*Requirements*: Return, exactly as written, the run of lines that begins at the line containing "Emit a component" and ends at the line containing "string; values: string[];". Nothing outside that run belongs in the answer.

*Material provided*:
- - -
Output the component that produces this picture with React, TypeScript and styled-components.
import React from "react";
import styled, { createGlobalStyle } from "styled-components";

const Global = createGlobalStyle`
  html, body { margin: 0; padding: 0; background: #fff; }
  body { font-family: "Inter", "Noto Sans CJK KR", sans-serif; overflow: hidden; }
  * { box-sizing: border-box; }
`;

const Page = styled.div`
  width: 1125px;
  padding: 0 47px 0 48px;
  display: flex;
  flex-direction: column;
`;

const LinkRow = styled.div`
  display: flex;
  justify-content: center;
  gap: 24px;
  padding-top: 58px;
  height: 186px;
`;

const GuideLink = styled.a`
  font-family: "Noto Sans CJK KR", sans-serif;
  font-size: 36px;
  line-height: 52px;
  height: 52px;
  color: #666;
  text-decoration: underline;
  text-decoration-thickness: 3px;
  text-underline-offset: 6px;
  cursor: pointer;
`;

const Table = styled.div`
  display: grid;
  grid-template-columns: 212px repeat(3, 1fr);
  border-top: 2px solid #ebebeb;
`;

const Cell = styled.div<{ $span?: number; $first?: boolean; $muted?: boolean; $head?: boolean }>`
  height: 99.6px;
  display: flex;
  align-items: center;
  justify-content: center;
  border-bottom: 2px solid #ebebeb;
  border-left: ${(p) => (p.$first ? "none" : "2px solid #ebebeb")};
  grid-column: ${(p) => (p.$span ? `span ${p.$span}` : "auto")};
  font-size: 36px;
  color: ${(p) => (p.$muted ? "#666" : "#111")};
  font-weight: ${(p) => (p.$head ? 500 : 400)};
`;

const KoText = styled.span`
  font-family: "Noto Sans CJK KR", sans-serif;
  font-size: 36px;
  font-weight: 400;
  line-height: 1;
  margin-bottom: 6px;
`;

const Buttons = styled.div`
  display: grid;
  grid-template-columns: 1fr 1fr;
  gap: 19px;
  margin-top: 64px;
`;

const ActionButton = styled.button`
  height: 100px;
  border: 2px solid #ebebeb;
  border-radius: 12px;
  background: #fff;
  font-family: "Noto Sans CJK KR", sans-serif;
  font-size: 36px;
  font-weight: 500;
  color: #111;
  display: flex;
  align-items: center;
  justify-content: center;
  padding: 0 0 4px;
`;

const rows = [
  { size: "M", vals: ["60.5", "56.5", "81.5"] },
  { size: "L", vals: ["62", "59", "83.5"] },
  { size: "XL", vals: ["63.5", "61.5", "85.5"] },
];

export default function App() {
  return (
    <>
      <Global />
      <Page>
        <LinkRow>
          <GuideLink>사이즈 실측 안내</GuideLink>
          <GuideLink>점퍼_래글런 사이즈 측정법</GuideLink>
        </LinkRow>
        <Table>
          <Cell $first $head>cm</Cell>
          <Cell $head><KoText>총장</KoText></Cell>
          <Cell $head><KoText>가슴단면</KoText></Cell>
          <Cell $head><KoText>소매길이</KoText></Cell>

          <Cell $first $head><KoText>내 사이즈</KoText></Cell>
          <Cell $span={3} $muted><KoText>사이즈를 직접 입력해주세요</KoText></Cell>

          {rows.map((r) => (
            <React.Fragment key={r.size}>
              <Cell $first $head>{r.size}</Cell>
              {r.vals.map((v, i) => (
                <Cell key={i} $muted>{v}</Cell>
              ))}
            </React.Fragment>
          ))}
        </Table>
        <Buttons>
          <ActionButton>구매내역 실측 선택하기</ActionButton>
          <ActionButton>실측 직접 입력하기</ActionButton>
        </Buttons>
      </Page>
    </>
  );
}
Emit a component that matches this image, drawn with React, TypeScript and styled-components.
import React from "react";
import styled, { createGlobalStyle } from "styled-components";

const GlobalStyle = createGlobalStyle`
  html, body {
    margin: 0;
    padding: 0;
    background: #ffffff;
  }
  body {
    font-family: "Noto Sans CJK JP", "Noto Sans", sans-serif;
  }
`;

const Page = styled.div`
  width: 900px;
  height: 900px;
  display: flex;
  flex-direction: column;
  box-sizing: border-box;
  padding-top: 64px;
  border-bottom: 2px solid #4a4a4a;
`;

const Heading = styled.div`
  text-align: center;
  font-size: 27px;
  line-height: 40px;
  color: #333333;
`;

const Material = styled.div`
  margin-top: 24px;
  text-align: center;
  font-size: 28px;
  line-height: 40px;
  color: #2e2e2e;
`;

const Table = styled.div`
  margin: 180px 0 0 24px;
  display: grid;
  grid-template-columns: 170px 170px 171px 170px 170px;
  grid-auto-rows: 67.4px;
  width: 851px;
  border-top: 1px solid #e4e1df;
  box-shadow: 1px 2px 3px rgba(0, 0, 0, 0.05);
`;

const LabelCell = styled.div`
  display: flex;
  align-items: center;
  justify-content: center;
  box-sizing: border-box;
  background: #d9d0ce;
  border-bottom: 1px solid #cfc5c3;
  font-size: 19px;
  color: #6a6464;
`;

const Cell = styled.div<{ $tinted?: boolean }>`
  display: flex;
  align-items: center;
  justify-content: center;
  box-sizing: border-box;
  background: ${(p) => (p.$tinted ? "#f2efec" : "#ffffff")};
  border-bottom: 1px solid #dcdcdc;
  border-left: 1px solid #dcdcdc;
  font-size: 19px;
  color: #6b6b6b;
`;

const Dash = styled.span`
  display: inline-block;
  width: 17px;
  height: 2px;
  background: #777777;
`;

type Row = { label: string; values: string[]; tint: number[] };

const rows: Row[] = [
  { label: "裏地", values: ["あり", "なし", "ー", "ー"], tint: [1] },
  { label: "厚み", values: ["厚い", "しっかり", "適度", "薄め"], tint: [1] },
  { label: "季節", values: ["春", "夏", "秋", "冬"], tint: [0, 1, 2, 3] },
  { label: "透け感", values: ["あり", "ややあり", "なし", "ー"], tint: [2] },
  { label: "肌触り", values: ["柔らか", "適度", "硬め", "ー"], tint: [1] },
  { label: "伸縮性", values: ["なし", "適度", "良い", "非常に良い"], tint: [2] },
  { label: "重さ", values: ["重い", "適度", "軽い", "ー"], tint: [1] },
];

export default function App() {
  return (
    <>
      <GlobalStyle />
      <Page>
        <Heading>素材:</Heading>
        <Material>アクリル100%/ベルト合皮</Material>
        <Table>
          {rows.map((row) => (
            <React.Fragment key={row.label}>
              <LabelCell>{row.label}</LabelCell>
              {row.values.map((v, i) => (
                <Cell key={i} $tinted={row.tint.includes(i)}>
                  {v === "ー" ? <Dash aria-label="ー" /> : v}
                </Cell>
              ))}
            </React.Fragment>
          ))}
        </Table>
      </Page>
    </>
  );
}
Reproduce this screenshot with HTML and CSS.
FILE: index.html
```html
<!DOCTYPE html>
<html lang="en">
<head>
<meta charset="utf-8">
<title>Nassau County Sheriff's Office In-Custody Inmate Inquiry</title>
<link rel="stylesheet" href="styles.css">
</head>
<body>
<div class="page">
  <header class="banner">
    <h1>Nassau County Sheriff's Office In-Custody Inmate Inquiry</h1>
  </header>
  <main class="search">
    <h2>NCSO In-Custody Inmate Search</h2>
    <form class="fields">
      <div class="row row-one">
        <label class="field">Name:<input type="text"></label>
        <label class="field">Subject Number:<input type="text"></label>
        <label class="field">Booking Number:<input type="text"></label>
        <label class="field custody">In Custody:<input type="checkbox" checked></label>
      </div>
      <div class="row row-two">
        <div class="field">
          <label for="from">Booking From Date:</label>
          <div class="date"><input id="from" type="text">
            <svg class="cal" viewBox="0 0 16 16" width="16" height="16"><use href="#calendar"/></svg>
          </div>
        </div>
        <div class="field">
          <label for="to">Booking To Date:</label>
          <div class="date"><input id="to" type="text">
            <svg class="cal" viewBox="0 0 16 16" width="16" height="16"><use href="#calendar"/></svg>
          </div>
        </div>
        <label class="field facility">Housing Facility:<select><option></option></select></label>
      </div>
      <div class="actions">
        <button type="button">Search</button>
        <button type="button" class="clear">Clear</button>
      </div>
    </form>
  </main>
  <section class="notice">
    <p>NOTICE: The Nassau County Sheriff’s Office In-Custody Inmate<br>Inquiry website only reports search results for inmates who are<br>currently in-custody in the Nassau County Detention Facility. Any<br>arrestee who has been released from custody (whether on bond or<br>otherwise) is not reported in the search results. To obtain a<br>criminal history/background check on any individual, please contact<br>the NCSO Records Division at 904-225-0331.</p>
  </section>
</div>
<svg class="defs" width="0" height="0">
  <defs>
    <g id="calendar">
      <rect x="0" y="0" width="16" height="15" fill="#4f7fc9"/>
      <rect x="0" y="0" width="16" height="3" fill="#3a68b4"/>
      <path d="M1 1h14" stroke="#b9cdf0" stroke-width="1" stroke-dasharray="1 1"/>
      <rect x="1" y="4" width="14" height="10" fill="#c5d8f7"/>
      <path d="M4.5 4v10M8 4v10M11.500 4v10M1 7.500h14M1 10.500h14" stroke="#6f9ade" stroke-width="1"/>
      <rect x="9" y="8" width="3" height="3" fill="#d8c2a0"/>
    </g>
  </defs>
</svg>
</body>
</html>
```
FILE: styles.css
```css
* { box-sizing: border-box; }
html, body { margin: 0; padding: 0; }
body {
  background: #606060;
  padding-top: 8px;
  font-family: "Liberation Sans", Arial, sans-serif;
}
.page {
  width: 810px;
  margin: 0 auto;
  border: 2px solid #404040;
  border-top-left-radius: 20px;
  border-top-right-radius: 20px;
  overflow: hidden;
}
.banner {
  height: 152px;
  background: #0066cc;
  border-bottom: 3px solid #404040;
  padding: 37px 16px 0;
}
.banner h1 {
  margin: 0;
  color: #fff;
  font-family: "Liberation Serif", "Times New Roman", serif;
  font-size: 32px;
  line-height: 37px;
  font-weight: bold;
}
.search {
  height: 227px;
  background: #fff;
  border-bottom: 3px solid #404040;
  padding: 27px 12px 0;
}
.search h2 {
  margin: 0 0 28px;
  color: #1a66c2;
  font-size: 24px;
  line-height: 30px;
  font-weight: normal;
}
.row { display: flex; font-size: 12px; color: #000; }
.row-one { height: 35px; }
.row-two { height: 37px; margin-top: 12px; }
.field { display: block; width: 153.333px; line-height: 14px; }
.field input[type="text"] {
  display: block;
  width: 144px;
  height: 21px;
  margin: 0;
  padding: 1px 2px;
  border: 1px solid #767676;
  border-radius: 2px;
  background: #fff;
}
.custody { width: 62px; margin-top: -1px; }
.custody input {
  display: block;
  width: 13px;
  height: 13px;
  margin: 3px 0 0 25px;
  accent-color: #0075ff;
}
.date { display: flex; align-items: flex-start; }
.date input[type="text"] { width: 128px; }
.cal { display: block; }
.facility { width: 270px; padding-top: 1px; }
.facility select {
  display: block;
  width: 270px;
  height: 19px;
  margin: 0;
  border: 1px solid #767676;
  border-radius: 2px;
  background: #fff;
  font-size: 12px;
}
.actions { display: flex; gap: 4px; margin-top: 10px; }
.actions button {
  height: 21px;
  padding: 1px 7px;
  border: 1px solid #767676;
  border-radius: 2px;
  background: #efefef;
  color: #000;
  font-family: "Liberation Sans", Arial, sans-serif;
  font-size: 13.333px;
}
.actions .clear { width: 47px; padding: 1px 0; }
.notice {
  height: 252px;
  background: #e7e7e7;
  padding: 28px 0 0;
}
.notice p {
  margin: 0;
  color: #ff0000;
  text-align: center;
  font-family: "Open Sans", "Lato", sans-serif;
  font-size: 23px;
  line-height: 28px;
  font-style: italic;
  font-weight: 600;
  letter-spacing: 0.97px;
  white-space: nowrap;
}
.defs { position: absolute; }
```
- - -
*Response*:
Emit a component that matches this image, drawn with React, TypeScript and styled-components.
import React from "react";
import styled, { createGlobalStyle } from "styled-components";

const GlobalStyle = createGlobalStyle`
  html, body {
    margin: 0;
    padding: 0;
    background: #ffffff;
  }
  body {
    font-family: "Noto Sans CJK JP", "Noto Sans", sans-serif;
  }
`;

const Page = styled.div`
  width: 900px;
  height: 900px;
  display: flex;
  flex-direction: column;
  box-sizing: border-box;
  padding-top: 64px;
  border-bottom: 2px solid #4a4a4a;
`;

const Heading = styled.div`
  text-align: center;
  font-size: 27px;
  line-height: 40px;
  color: #333333;
`;

const Material = styled.div`
  margin-top: 24px;
  text-align: center;
  font-size: 28px;
  line-height: 40px;
  color: #2e2e2e;
`;

const Table = styled.div`
  margin: 180px 0 0 24px;
  display: grid;
  grid-template-columns: 170px 170px 171px 170px 170px;
  grid-auto-rows: 67.4px;
  width: 851px;
  border-top: 1px solid #e4e1df;
  box-shadow: 1px 2px 3px rgba(0, 0, 0, 0.05);
`;

const LabelCell = styled.div`
  display: flex;
  align-items: center;
  justify-content: center;
  box-sizing: border-box;
  background: #d9d0ce;
  border-bottom: 1px solid #cfc5c3;
  font-size: 19px;
  color: #6a6464;
`;

const Cell = styled.div<{ $tinted?: boolean }>`
  display: flex;
  align-items: center;
  justify-content: center;
  box-sizing: border-box;
  background: ${(p) => (p.$tinted ? "#f2efec" : "#ffffff")};
  border-bottom: 1px solid #dcdcdc;
  border-left: 1px solid #dcdcdc;
  font-size: 19px;
  color: #6b6b6b;
`;

const Dash = styled.span`
  display: inline-block;
  width: 17px;
  height: 2px;
  background: #777777;
`;

type Row = { label: string; values: string[]; tint: number[] };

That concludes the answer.